**EXERCISE INSTRUCTIONS**
Exactly repeat the material, dropping every picture from the copy.

━━━━━━━━━━━━━━━━━━━━

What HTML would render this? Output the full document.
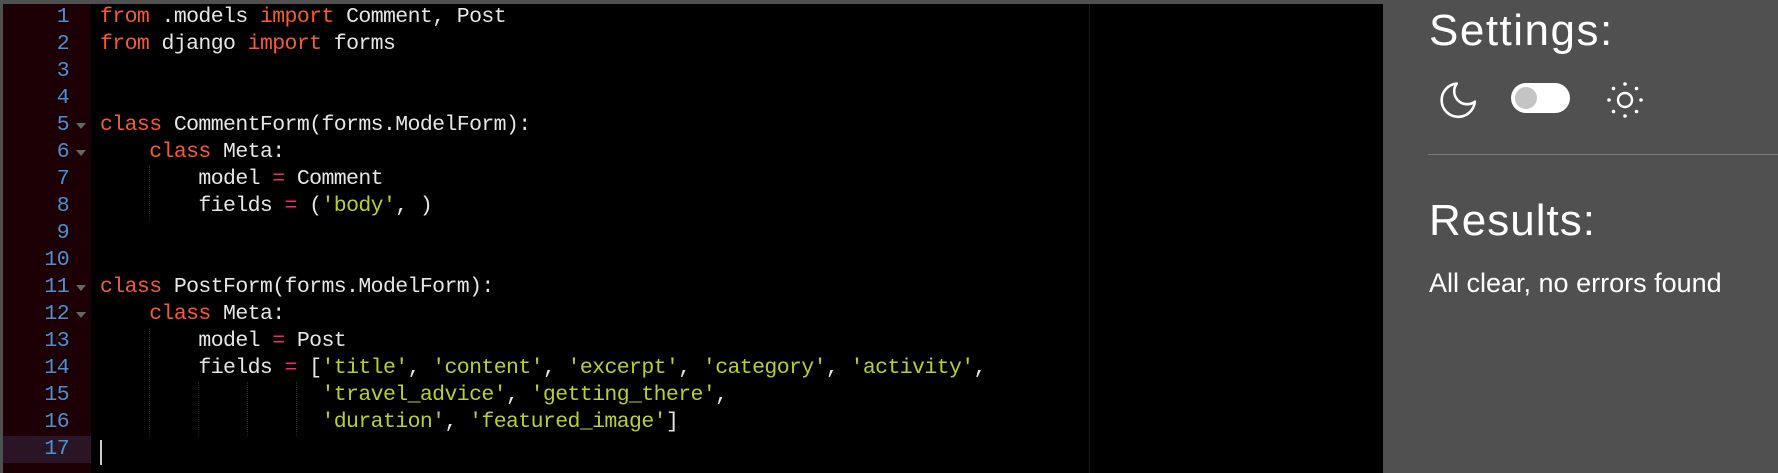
<!DOCTYPE html>
<html><head><meta charset="utf-8"><style>
html,body{margin:0;padding:0;width:1778px;height:473px;overflow:hidden;background:#505050}
#ed{position:absolute;left:3px;top:4px;width:1380px;height:469px;background:#000}
#gut{position:absolute;left:0;top:0;width:88px;height:469px;background:#1c0005}
.ln{position:absolute;left:0;width:88px;height:27px;font:21.5px/27px "Liberation Mono",monospace;letter-spacing:-0.6px;color:#4d8fd0;text-align:right;box-sizing:border-box;padding-right:22px}
.act{background:#2a1526}
.fold{position:absolute;left:73px;width:0;height:0;border-left:5px solid transparent;border-right:5px solid transparent;border-top:6px solid #666}
#code{position:absolute;left:97px;top:0;margin:0;font:21.5px/27px "Liberation Mono",monospace;letter-spacing:-0.6px;color:#e6e6e6;white-space:pre}
.k{color:#fa5a30}.o{color:#f92672}.s{color:#b8d02e}
.g{position:absolute;width:0;border-left:1px dotted #3a2020}
#pm{position:absolute;left:1086px;top:0;width:1px;height:469px;background:#1a1a1a}
#cur{position:absolute;left:97px;top:436px;width:2px;height:25px;background:#ccc}
.r{position:absolute;color:#fff;font-family:"Liberation Sans",sans-serif}
</style></head><body>
<div id="ed">
<div id="gut">
<div class="ln" style="top:0">1</div><div class="ln" style="top:27px">2</div><div class="ln" style="top:54px">3</div><div class="ln" style="top:81px">4</div><div class="ln" style="top:108px">5</div><div class="ln" style="top:135px">6</div><div class="ln" style="top:162px">7</div><div class="ln" style="top:189px">8</div><div class="ln" style="top:216px">9</div><div class="ln" style="top:243px">10</div><div class="ln" style="top:270px">11</div><div class="ln" style="top:297px">12</div><div class="ln" style="top:324px">13</div><div class="ln" style="top:351px">14</div><div class="ln" style="top:378px">15</div><div class="ln" style="top:405px">16</div><div class="ln act" style="top:432px">17</div>
<div class="fold" style="top:119px"></div><div class="fold" style="top:146px"></div><div class="fold" style="top:281px"></div><div class="fold" style="top:308px"></div>
</div>
<div id="pm"></div>
<div class="g" style="left:146px;top:162px;height:54px"></div>
<div class="g" style="left:146px;top:324px;height:108px"></div>
<div class="g" style="left:195px;top:378px;height:54px"></div>
<div class="g" style="left:244px;top:378px;height:54px"></div>
<div class="g" style="left:293px;top:378px;height:54px"></div>
<pre id="code"><span class="k">from</span> .models <span class="k">import</span> Comment, Post
<span class="k">from</span> django <span class="k">import</span> forms


<span class="k">class</span> CommentForm(forms.ModelForm):
    <span class="k">class</span> Meta:
        model <span class="o">=</span> Comment
        fields <span class="o">=</span> (<span class="s">'body'</span>, )


<span class="k">class</span> PostForm(forms.ModelForm):
    <span class="k">class</span> Meta:
        model <span class="o">=</span> Post
        fields <span class="o">=</span> [<span class="s">'title'</span>, <span class="s">'content'</span>, <span class="s">'excerpt'</span>, <span class="s">'category'</span>, <span class="s">'activity'</span>,
                  <span class="s">'travel_advice'</span>, <span class="s">'getting_there'</span>,
                  <span class="s">'duration'</span>, <span class="s">'featured_image'</span>]
</pre>
<div id="cur"></div>
</div>
<div class="r" style="left:1429px;top:6px;font-size:44px;font-weight:300;letter-spacing:1.5px">Settings:</div>
<svg style="position:absolute;left:1437px;top:80px" width="220" height="42" viewBox="0 0 220 42">
<path transform="translate(-1,-2) scale(1.85)" d="M21 12.79A9 9 0 1 1 11.21 3 7 7 0 0 0 21 12.79z" fill="none" stroke="#fff" stroke-width="1.4" stroke-linejoin="round"/>
<rect x="74" y="3" width="59" height="30" rx="15" fill="#fff"/>
<circle cx="89" cy="18" r="11" fill="#c4c4c4"/>
<circle cx="188" cy="20" r="7" fill="none" stroke="#fff" stroke-width="2.4"/>
<g fill="#fff"><circle cx="188" cy="4" r="1.8"/><circle cx="188" cy="36" r="1.8"/><circle cx="172" cy="20" r="1.8"/><circle cx="204" cy="20" r="1.8"/><circle cx="176.5" cy="8.5" r="1.8"/><circle cx="199.5" cy="8.5" r="1.8"/><circle cx="176.5" cy="31.5" r="1.8"/><circle cx="199.5" cy="31.5" r="1.8"/></g>
</svg>
<div style="position:absolute;left:1428px;top:154px;width:350px;height:1px;background:#7a7a7a"></div>
<div class="r" style="left:1429px;top:196px;font-size:44px;font-weight:300;letter-spacing:1px">Results:</div>
<div class="r" style="left:1429px;top:268px;font-size:27px">All clear, no errors found</div>
</body></html>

━━━━━━━━━━━━━━━━━━━━

**FINISHED TASK**
What HTML would render this? Output the full document.
<!DOCTYPE html>
<html><head><meta charset="utf-8"><style>
html,body{margin:0;padding:0;width:1778px;height:473px;overflow:hidden;background:#505050}
#ed{position:absolute;left:3px;top:4px;width:1380px;height:469px;background:#000}
#gut{position:absolute;left:0;top:0;width:88px;height:469px;background:#1c0005}
.ln{position:absolute;left:0;width:88px;height:27px;font:21.5px/27px "Liberation Mono",monospace;letter-spacing:-0.6px;color:#4d8fd0;text-align:right;box-sizing:border-box;padding-right:22px}
.act{background:#2a1526}
.fold{position:absolute;left:73px;width:0;height:0;border-left:5px solid transparent;border-right:5px solid transparent;border-top:6px solid #666}
#code{position:absolute;left:97px;top:0;margin:0;font:21.5px/27px "Liberation Mono",monospace;letter-spacing:-0.6px;color:#e6e6e6;white-space:pre}
.k{color:#fa5a30}.o{color:#f92672}.s{color:#b8d02e}
.g{position:absolute;width:0;border-left:1px dotted #3a2020}
#pm{position:absolute;left:1086px;top:0;width:1px;height:469px;background:#1a1a1a}
#cur{position:absolute;left:97px;top:436px;width:2px;height:25px;background:#ccc}
.r{position:absolute;color:#fff;font-family:"Liberation Sans",sans-serif}
</style></head><body>
<div id="ed">
<div id="gut">
<div class="ln" style="top:0">1</div><div class="ln" style="top:27px">2</div><div class="ln" style="top:54px">3</div><div class="ln" style="top:81px">4</div><div class="ln" style="top:108px">5</div><div class="ln" style="top:135px">6</div><div class="ln" style="top:162px">7</div><div class="ln" style="top:189px">8</div><div class="ln" style="top:216px">9</div><div class="ln" style="top:243px">10</div><div class="ln" style="top:270px">11</div><div class="ln" style="top:297px">12</div><div class="ln" style="top:324px">13</div><div class="ln" style="top:351px">14</div><div class="ln" style="top:378px">15</div><div class="ln" style="top:405px">16</div><div class="ln act" style="top:432px">17</div>
<div class="fold" style="top:119px"></div><div class="fold" style="top:146px"></div><div class="fold" style="top:281px"></div><div class="fold" style="top:308px"></div>
</div>
<div id="pm"></div>
<div class="g" style="left:146px;top:162px;height:54px"></div>
<div class="g" style="left:146px;top:324px;height:108px"></div>
<div class="g" style="left:195px;top:378px;height:54px"></div>
<div class="g" style="left:244px;top:378px;height:54px"></div>
<div class="g" style="left:293px;top:378px;height:54px"></div>
<pre id="code"><span class="k">from</span> .models <span class="k">import</span> Comment, Post
<span class="k">from</span> django <span class="k">import</span> forms


<span class="k">class</span> CommentForm(forms.ModelForm):
    <span class="k">class</span> Meta:
        model <span class="o">=</span> Comment
        fields <span class="o">=</span> (<span class="s">'body'</span>, )


<span class="k">class</span> PostForm(forms.ModelForm):
    <span class="k">class</span> Meta:
        model <span class="o">=</span> Post
        fields <span class="o">=</span> [<span class="s">'title'</span>, <span class="s">'content'</span>, <span class="s">'excerpt'</span>, <span class="s">'category'</span>, <span class="s">'activity'</span>,
                  <span class="s">'travel_advice'</span>, <span class="s">'getting_there'</span>,
                  <span class="s">'duration'</span>, <span class="s">'featured_image'</span>]
</pre>
<div id="cur"></div>
</div>
<div class="r" style="left:1429px;top:6px;font-size:44px;font-weight:300;letter-spacing:1.5px">Settings:</div>
<svg style="position:absolute;left:1437px;top:80px" width="220" height="42" viewBox="0 0 220 42">
<path transform="translate(-1,-2) scale(1.85)" d="M21 12.79A9 9 0 1 1 11.21 3 7 7 0 0 0 21 12.79z" fill="none" stroke="#fff" stroke-width="1.4" stroke-linejoin="round"/>
<rect x="74" y="3" width="59" height="30" rx="15" fill="#fff"/>
<circle cx="89" cy="18" r="11" fill="#c4c4c4"/>
<circle cx="188" cy="20" r="7" fill="none" stroke="#fff" stroke-width="2.4"/>
<g fill="#fff"><circle cx="188" cy="4" r="1.8"/><circle cx="188" cy="36" r="1.8"/><circle cx="172" cy="20" r="1.8"/><circle cx="204" cy="20" r="1.8"/><circle cx="176.5" cy="8.5" r="1.8"/><circle cx="199.5" cy="8.5" r="1.8"/><circle cx="176.5" cy="31.5" r="1.8"/><circle cx="199.5" cy="31.5" r="1.8"/></g>
</svg>
<div style="position:absolute;left:1428px;top:154px;width:350px;height:1px;background:#7a7a7a"></div>
<div class="r" style="left:1429px;top:196px;font-size:44px;font-weight:300;letter-spacing:1px">Results:</div>
<div class="r" style="left:1429px;top:268px;font-size:27px">All clear, no errors found</div>
</body></html>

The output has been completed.